— Start of EXERCISE INPUTS —

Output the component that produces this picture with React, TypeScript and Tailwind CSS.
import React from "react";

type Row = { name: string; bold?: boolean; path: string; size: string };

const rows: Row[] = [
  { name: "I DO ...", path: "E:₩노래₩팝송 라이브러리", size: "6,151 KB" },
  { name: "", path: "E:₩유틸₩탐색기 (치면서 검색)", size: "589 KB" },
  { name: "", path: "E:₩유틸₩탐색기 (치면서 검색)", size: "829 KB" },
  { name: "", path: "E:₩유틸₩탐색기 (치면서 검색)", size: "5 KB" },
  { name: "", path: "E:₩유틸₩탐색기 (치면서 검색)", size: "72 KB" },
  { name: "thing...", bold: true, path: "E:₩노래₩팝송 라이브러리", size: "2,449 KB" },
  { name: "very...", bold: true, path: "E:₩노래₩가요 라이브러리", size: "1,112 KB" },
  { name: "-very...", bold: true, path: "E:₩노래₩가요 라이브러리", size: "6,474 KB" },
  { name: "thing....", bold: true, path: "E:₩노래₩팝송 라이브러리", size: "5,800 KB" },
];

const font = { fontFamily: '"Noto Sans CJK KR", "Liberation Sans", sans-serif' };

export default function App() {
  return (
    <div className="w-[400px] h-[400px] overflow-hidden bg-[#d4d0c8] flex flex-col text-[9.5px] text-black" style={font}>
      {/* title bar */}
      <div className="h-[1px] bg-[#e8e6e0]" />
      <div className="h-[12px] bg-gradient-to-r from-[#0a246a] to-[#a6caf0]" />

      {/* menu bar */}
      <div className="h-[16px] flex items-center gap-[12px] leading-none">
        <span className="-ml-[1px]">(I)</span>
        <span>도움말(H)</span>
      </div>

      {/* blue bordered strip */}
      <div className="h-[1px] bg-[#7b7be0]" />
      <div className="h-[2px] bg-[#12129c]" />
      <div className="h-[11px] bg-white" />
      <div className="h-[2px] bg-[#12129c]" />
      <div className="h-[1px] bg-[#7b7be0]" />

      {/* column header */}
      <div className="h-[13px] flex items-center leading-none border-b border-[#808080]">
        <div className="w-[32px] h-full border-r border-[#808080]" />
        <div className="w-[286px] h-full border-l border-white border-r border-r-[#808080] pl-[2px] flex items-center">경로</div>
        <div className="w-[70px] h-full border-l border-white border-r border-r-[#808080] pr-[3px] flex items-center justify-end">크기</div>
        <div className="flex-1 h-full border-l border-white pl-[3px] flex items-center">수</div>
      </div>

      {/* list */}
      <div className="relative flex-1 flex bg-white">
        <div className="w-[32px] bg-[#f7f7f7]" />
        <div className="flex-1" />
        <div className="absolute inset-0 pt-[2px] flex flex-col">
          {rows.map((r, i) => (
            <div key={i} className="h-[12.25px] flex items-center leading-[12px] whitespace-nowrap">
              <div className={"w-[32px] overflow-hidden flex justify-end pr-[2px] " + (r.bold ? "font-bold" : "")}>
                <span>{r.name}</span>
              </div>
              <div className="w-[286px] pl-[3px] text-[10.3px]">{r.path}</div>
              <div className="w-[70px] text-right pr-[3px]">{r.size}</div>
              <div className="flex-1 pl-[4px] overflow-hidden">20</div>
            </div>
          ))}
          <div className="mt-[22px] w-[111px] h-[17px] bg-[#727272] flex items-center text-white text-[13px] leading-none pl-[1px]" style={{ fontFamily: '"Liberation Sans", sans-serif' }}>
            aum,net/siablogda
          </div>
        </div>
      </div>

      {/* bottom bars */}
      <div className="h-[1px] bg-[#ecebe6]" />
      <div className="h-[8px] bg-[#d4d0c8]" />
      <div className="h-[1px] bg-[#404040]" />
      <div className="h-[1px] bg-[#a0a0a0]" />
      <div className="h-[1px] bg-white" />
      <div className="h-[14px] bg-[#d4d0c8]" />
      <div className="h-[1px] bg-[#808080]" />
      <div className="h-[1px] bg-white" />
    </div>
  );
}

— End of EXERCISE INPUTS —
— Start of EXERCISE INPUTS —

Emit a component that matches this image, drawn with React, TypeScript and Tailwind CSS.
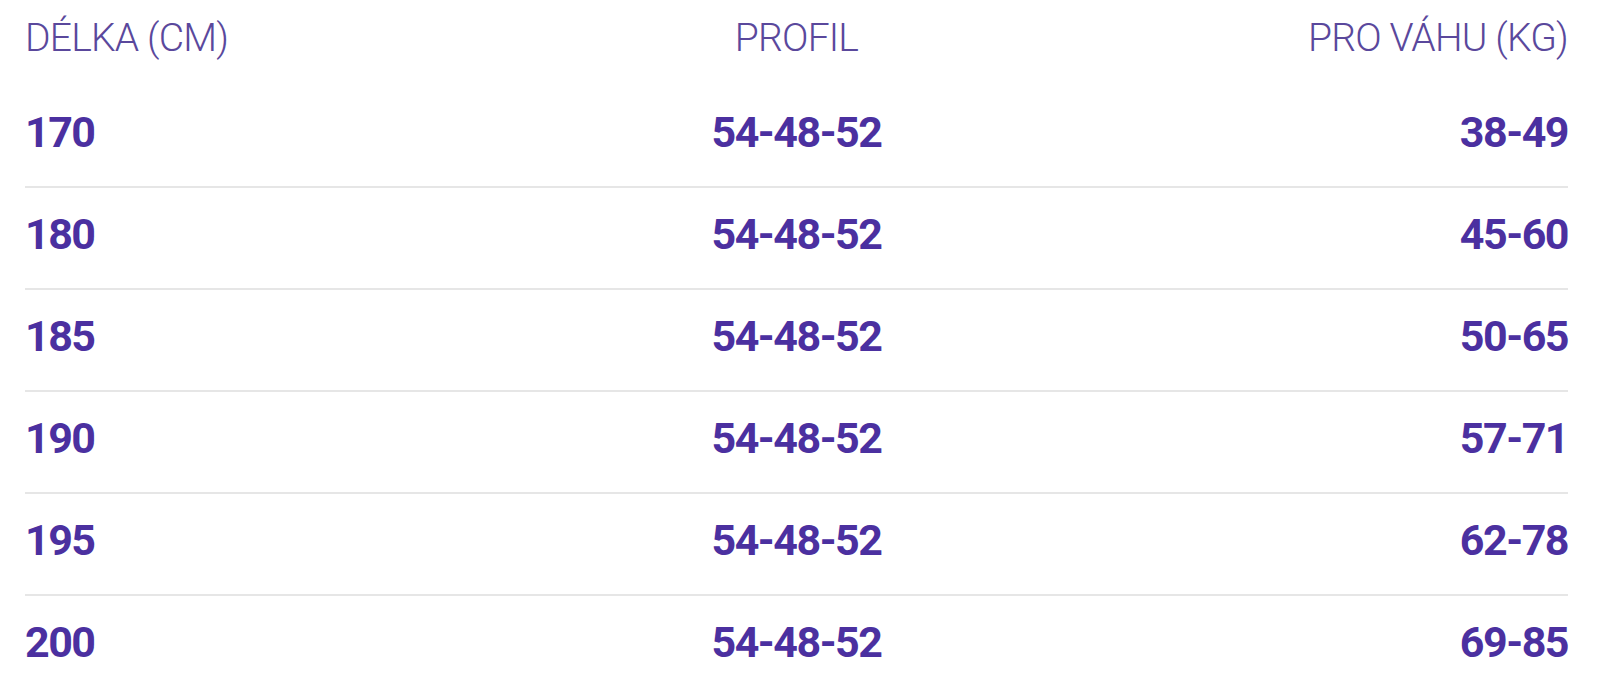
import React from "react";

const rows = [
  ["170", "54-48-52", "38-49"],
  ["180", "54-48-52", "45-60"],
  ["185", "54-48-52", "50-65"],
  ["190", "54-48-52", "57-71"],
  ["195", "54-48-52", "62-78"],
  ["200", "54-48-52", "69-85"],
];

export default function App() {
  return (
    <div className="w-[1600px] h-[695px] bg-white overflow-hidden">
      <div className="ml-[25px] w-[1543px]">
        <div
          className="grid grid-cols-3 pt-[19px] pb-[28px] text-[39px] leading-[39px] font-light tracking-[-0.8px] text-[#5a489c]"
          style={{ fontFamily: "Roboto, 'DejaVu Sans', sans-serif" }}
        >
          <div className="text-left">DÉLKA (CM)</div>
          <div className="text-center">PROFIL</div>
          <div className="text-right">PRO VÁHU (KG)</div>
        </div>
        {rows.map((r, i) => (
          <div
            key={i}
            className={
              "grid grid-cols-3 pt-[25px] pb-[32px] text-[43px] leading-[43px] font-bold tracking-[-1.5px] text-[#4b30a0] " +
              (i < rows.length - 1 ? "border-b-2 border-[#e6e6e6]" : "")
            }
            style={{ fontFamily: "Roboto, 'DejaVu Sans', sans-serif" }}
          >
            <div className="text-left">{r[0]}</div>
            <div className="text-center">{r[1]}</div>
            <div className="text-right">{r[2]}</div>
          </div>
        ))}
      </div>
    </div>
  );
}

— End of EXERCISE INPUTS —
— Start of EXERCISE INPUTS —

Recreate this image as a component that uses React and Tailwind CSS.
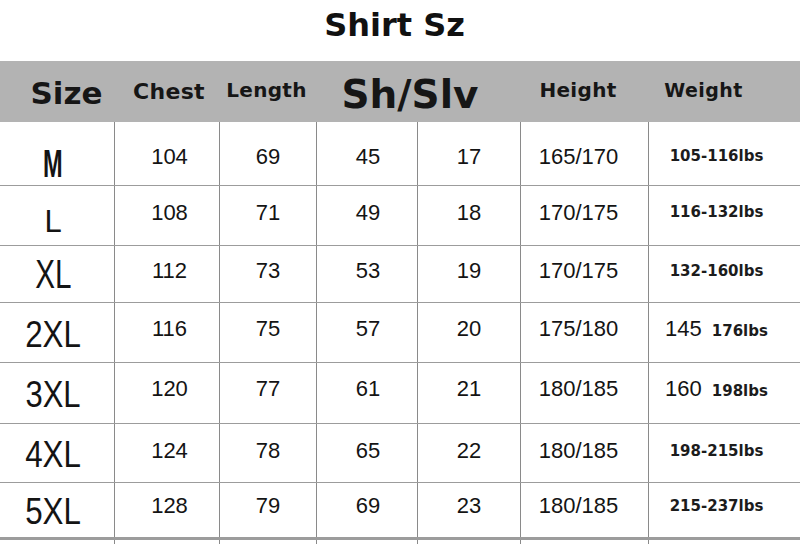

— End of EXERCISE INPUTS —

*REQUIREMENT*. Only a number is wanted: how many lines contain the word "React"?

*CORRECT RESPONSE*. 5